この動作は、.int コードおよび .gnt コードと同じですが、リンクされた共有ライブラリや、システムの実行可能ファイルとは異なります。リンクされた共有ライブラリや、システムの実行可能ファイルは、使用されるかどうかにかかわらず、常にプロセスの開始時にロードされます。また、それらのファイルにより使用されているコードとメモリは、プロセスの終了時にのみ解放されます。

ダイナミック リンク ライブラリ (Windows) または呼び出し可能な共有オブジェクト (UNIX) は、複数の COBOL プログラムから構成したり、C や C++ など、他の言語によるプログラムを混在させたりすることができます。また、ダイナミック リンク ライブラリ (Windows) または呼び出し可能な共有オブジェクト (UNIX) をサード パーティが提供するオブジェクト ファイルや共有ライブラリにリンクすることもできます。この動作はシステム実行可能ファイルおよび共有ライブラリに似ていますが、.int ファイルおよび .gnt ファイルとは異なります。これらの場合、各ファイルが 1 つの COBOL プログラムと対応します

ダイナミック リンク ライブラリ (Windows) には、ファイル名拡張子 .dll が付けられます。

呼び出し可能な共有オブジェクト ファイル (UNIX) のファイル名には、拡張子 .so が付けられます。

推奨事項

本セクションでは、各ファイル形式をどのような状況で使用すべきかに関する一般的なガイダンスと推奨事項を示します。

.int ファイルには、さまざまなハードウェア プラットフォーム間で移植できるという利点があります。ただし、いずれかのターゲット アーキテクチャ用に最適化されるわけではないため、一般に特定のプラットフォーム用に生成されたコードよりも実行速度が遅くなります。

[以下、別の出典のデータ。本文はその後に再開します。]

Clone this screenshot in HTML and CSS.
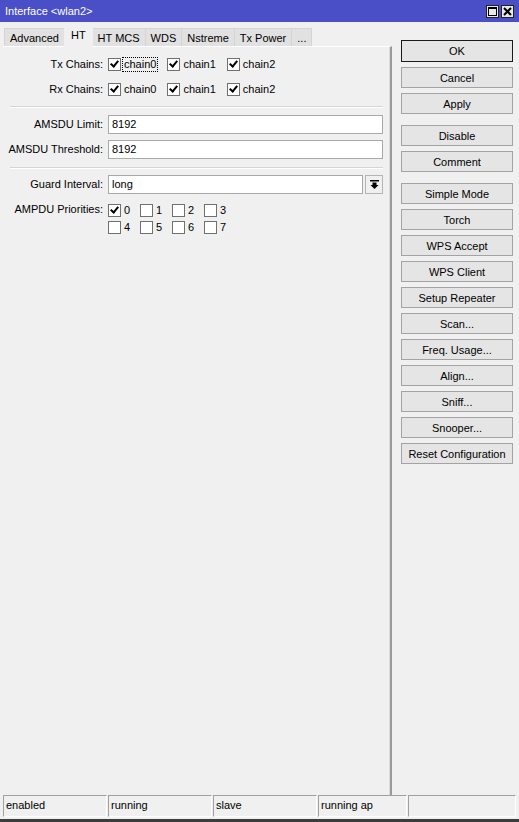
FILE: index.html
```html
<!DOCTYPE html>
<html lang="en">
<head>
  <meta charset="UTF-8">
  <title>Interface &lt;wlan2&gt;</title>
  <link rel="stylesheet" href="styles.css">
</head>
<body>

<div class="window">
  <div class="titlebar">
    <span class="title">Interface &lt;wlan2&gt;</span>
    <div class="winbtns">
      <span class="winbtn"><svg width="9" height="9" viewBox="0 0 9 9"><rect x="0.5" y="0.5" width="8" height="8" fill="none" stroke="#000"/><rect x="0" y="0" width="9" height="2" fill="#000"/></svg></span>
      <span class="winbtn"><svg width="9" height="9" viewBox="0 0 9 9"><path d="M1 1 L8 8 M8 1 L1 8" stroke="#000" stroke-width="2"/></svg></span>
    </div>
  </div>

  <div class="main">
    <div class="left">
      <div class="tabs">
        <span class="tab">Advanced</span>
        <span class="tab active">HT</span>
        <span class="tab">HT MCS</span>
        <span class="tab">WDS</span>
        <span class="tab">Nstreme</span>
        <span class="tab">Tx Power</span>
        <span class="tab">...</span>
      </div>

      <div class="panel">
        <div class="row">
          <label class="lbl">Tx Chains:</label>
          <div class="checks">
            <span class="chk on"><i></i><b class="focus">chain0</b></span>
            <span class="chk on"><i></i><b>chain1</b></span>
            <span class="chk on"><i></i><b>chain2</b></span>
          </div>
        </div>
        <div class="row">
          <label class="lbl">Rx Chains:</label>
          <div class="checks">
            <span class="chk on"><i></i><b>chain0</b></span>
            <span class="chk on"><i></i><b>chain1</b></span>
            <span class="chk on"><i></i><b>chain2</b></span>
          </div>
        </div>

        <div class="sep"></div>

        <div class="row">
          <label class="lbl">AMSDU Limit:</label>
          <div class="field">8192</div>
        </div>
        <div class="row">
          <label class="lbl">AMSDU Threshold:</label>
          <div class="field">8192</div>
        </div>

        <div class="sep wide"></div>

        <div class="row">
          <label class="lbl">Guard Interval:</label>
          <div class="field">long</div>
          <span class="drop"><svg width="9" height="9" viewBox="0 0 9 9"><rect x="0" y="0" width="9" height="1.5" fill="#000"/><path d="M2.5 2.5 H6.5 V5 H8.5 L4.5 9 L0.5 5 H2.5 Z" fill="#000"/></svg></span>
        </div>
        <div class="row top">
          <label class="lbl">AMPDU Priorities:</label>
          <div class="grid">
            <span class="chk on"><i></i><b>0</b></span>
            <span class="chk"><i></i><b>1</b></span>
            <span class="chk"><i></i><b>2</b></span>
            <span class="chk"><i></i><b>3</b></span>
            <span class="chk"><i></i><b>4</b></span>
            <span class="chk"><i></i><b>5</b></span>
            <span class="chk"><i></i><b>6</b></span>
            <span class="chk"><i></i><b>7</b></span>
          </div>
        </div>
      </div>
    </div>

    <div class="buttons">
      <div class="group">
        <button class="default">OK</button>
        <button>Cancel</button>
        <button>Apply</button>
      </div>
      <div class="group">
        <button>Disable</button>
        <button>Comment</button>
      </div>
      <div class="group">
        <button>Simple Mode</button>
        <button>Torch</button>
        <button>WPS Accept</button>
        <button>WPS Client</button>
        <button>Setup Repeater</button>
        <button>Scan...</button>
        <button>Freq. Usage...</button>
        <button>Align...</button>
        <button>Sniff...</button>
        <button>Snooper...</button>
        <button>Reset Configuration</button>
      </div>
    </div>
  </div>

  <div class="status">
    <span class="cell">enabled</span>
    <span class="cell">running</span>
    <span class="cell">slave</span>
    <span class="cell w2">running ap</span>
    <span class="cell last"></span>
  </div>
</div>

</body>
</html>
```

FILE: styles.css
```css
body {
  margin: 0;
  font-family: 'Liberation Sans', Arial, sans-serif;
  font-size: 11px;
  color: #000;
  background: #f0f0f0;
}
.window {
  width: 519px;
  height: 822px;
  display: flex;
  flex-direction: column;
  background: #f0f0f0;
  border-bottom: 3px solid #3c3c3c;
  box-sizing: border-box;
  white-space: nowrap;
}
.titlebar {
  height: 22px;
  background: #4a4fc7;
  display: flex;
  align-items: center;
  justify-content: space-between;
  padding: 0 5px;
  flex-shrink: 0;
}
.title {
  color: #fff;
  font-size: 11px;
}
.winbtns {
  display: flex;
  gap: 2px;
}
.winbtn {
  width: 13px;
  height: 13px;
  background: #e8e8e8;
  border: 1px solid #222;
  display: flex;
  align-items: center;
  justify-content: center;
  box-sizing: border-box;
}
.main {
  flex: 1;
  display: flex;
  min-height: 0;
}
.left {
  width: 392px;
  flex-shrink: 0;
  display: flex;
  flex-direction: column;
  padding: 5px 0 0 3px;
  box-sizing: border-box;
}
.tabs {
  display: flex;
  align-items: flex-end;
  height: 19px;
}
.tab {
  height: 18px;
  line-height: 18px;
  padding: 0 5px;
  background: #e1e1e1;
  border: 1px solid #d4d4d4;
  border-bottom: none;
  margin-left: -1px;
  box-sizing: border-box;
}
.tab:first-child {
  margin-left: 1px;
}
.tab.active {
  height: 21px;
  line-height: 19px;
  background: #f0f0f0;
  border: none;
  padding: 0 7px;
  position: relative;
  top: 1px;
}
.panel {
  flex: 1;
  border-top: 1px solid #fff;
  border-right: 2px solid #9a9a9a;
  box-shadow: inset -1px 0 0 #dcdcdc;
  padding: 7px 7px 0 0;
}
.row {
  display: flex;
  align-items: center;
  height: 20px;
  margin-bottom: 5px;
}
.row.top {
  align-items: flex-start;
  height: auto;
  margin-top: 8px;
}
.lbl {
  width: 100px;
  text-align: right;
  padding-right: 5px;
  flex-shrink: 0;
}
.row.top .lbl {
  padding-top: 1px;
}
.checks {
  display: flex;
  gap: 10px;
}
.chk {
  display: inline-flex;
  align-items: center;
  gap: 2px;
}
.chk i {
  width: 11px;
  height: 11px;
  border: 1px solid #707070;
  background: #fff;
  position: relative;
}
.chk.on i::after {
  content: '';
  position: absolute;
  left: 3px;
  top: 0px;
  width: 3px;
  height: 6px;
  border: solid #000;
  border-width: 0 2px 2px 0;
  transform: rotate(40deg);
}
.chk b {
  font-weight: normal;
  padding: 0 1px;
  line-height: 13px;
}
.chk b.focus {
  outline: 1px dotted #000;
}
.grid {
  display: grid;
  grid-template-columns: repeat(4, 32px);
  grid-auto-rows: 17px;
}
.field {
  flex: 1;
  height: 19px;
  line-height: 17px;
  border: 1px solid #a9a9a9;
  background: #fff;
  padding: 0 3px;
  box-sizing: border-box;
}
.drop {
  width: 18px;
  height: 19px;
  margin-left: 2px;
  border: 1px solid #b4b4b4;
  background: #f0f0f0;
  display: flex;
  align-items: center;
  justify-content: center;
  box-sizing: border-box;
}
.sep {
  height: 1px;
  background: #d5d5d5;
  border-bottom: 1px solid #fff;
  margin: 7px 0 6px 7px;
}
.sep.wide {
  margin: 8px 0 5px 7px;
}
.buttons {
  flex: 1;
  padding: 18px 6px 0 9px;
  display: flex;
  flex-direction: column;
  gap: 11px;
}
.group {
  display: flex;
  flex-direction: column;
  gap: 5px;
}
button {
  height: 21px;
  font-family: 'Liberation Sans', Arial, sans-serif;
  font-size: 11px;
  background: #e5e5e5;
  border: 1px solid #a3a3a3;
  padding: 0;
  color: #000;
}
button.default {
  border: 1px solid #1a1a1a;
  height: 22px;
}
.status {
  height: 22px;
  display: flex;
  gap: 1px;
  padding: 0 3px 2px 3px;
  flex-shrink: 0;
}
.cell {
  width: 104px;
  border-top: 1px solid #a0a0a0;
  border-left: 1px solid #a0a0a0;
  border-right: 1px solid #fff;
  border-bottom: 1px solid #fff;
  padding: 3px 2px 0;
  box-sizing: border-box;
}
.cell.w2 {
  width: 89px;
}
.cell.last {
  flex: 1;
}
```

.gnt ファイルは特定のチップセット用に最適化されます。一般に .int コードよりも実行速度は速くなります。Micro Focus では、アプリケーションのパフォーマンスを最大限に高めるために、生成された実行可能ファイルを使用することをお勧めします。

.gnt ファイルは、実行時にオペレーティング システムによってロックされません。そのため新しいファイルをオーバーレイすることが可能ですが、これはお勧めしません。

.dll.exe などの標準の形式の実行可能ファイルもターゲット プラットフォーム用に最適化され、デジタル署名することができます。これらの形式では複数のプログラムを含めることもできます。

Micro Focus では、標準の形式の実行可能ファイルを使用することをお勧めします。

中間コード ファイルまたは生成されたコード ファイルのバンドル

.int ファイルおよび .gnt ファイルを Micro Focus ライブラリ ファイルにバンドルできます。このバンドルには次の利点があります。

  • ユーザーに配布するファイル数が減り、ファイルのパッケージ化が容易になります。
  • プログラムでライブラリ ファイルに保存されているサブプログラムを呼び出すとき、ライブラリ ファイルとその中にロードされたすべてのプログラムがメモリにロードされます。これによりプログラムの実行を高速化できます。

ライブラリ ファイルには、ファイル名拡張子 .lbr が付けられます。

たとえば、アプリケーションに次のようなプログラムがある場合、
図 1. アプリケーションのプログラム
Programs in application

ProgC および ProgD を生成されたコード ファイルとしてコンパイルし、ライブラリ ファイル mylib.lbr に置くことができます。ProgA が ProgC を呼び出すと mylib.lbr がメモリにロードされ、progc.gntprogd.gnt もロードされます。proga.gntprogb.gntmylib.lbr のほか、トリガー プログラムも併せて配布する必要があります。

.int ファイルおよび .gnt ファイルを .lbr ファイルにパッケージ化するには、次のプロパティを設定します。

  1. [Project > Properties > Micro Focus > Build Configuration] をクリックし、[All Int/Gnt Files] の [Target types] オプションを選択して、構成を作成または編集します。
  2. [Package as .lbr] を選択します。
次回プロジェクトをビルドするとき、プロジェクトは .int または .gnt ファイルを通常どおりビルドし、それらをすべてを .lbr ファイルに含めます。
制約事項: .lbr ファイルは JVM プロジェクトにコンパイルできません。